The plunge in diamond prices has coincided with weakness across the luxury space. LVMH Moet Hennessy Louis Vuitton SE, the luxury titan with 75 labels ranging from Christian Dior to Bulgari, has disappointed investors this year as China’s recovery underwhelmed and demand from US consumers cooled, with the stock shedding more than $100 billion in value since mid April. On Friday, Cartier owner Richemont reported a surprise decline in earnings as revenue from luxury watches unexpectedly fell and high-end consumers reined in spending.

Yet there are specific peculiarities to the diamond industry that make it more vulnerable to slowing consumer demand. De Beers sells its gems through 10 sales each year in which the buyers — known as sightholders — generally have to accept the price and the quantities offered.

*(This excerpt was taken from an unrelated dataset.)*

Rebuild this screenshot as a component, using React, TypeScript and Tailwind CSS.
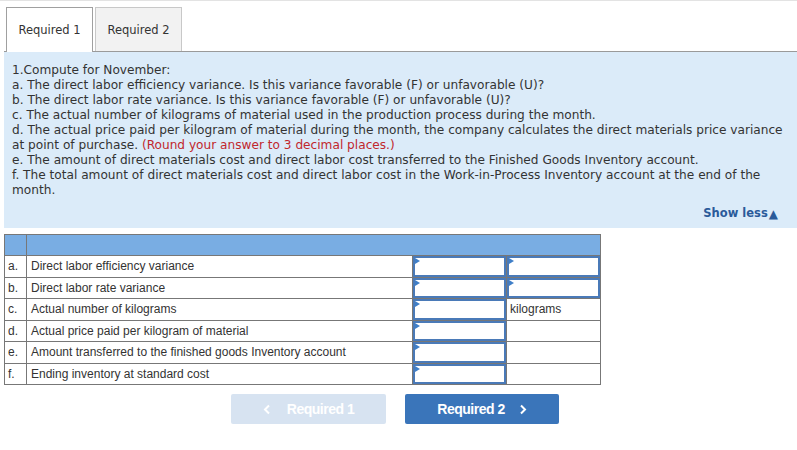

When prices are rising, as they did for much of the past two years, these buyers are often incentivized to speculate, betting that paying for unprofitable stones now will pay off if prices continue to rise. Buyers are also rewarded for making big purchases by being given bigger allotments in the future, known in the industry as “buying for position.”

These mechanisms often lead to speculative bubbles, which pop when consumer demand slows and polished diamond inventories build up.

In response, Alrosa stopped selling diamonds altogether for two months, while the Indian diamond sector introduced a halt on imports that will run to mid December. De Beers has allowed its customers to refuse all purchases without it having any impact on the future allocations for its last two sales of the year.

While the two dominant diamond miners have a long history of curtailing supply or letting buyers refuse some goods when demand weakens, the speed and scale of the combined actions is extremely unusual outside of a major crisis such as the outbreak of the pandemic.

While prices have stopped falling — and in some areas rising again — much will depend on the crucial holiday season, which spans from Thanksgiving to Chinese New Year, and how the big miners who have accumulated large stocks of unsold gems feed them back into the market.

There also remains uncertainty in the industry about how much of the slowdown is being driven by macro-economic weakness, versus a more worrying shift in consumer choices. Lab-grown diamonds have made rapid progress in some key segments of the market, while there are lingering concerns in the industry about whether Gen Z consumers look at diamonds the same way as previous generations do.

“We expect there to be some cyclical recovery in the diamond markets,” said Christopher LaFemina, an analyst at Jefferies. “But we believe there are also structural issues here that could lead to weaker than expected demand for the longer term.”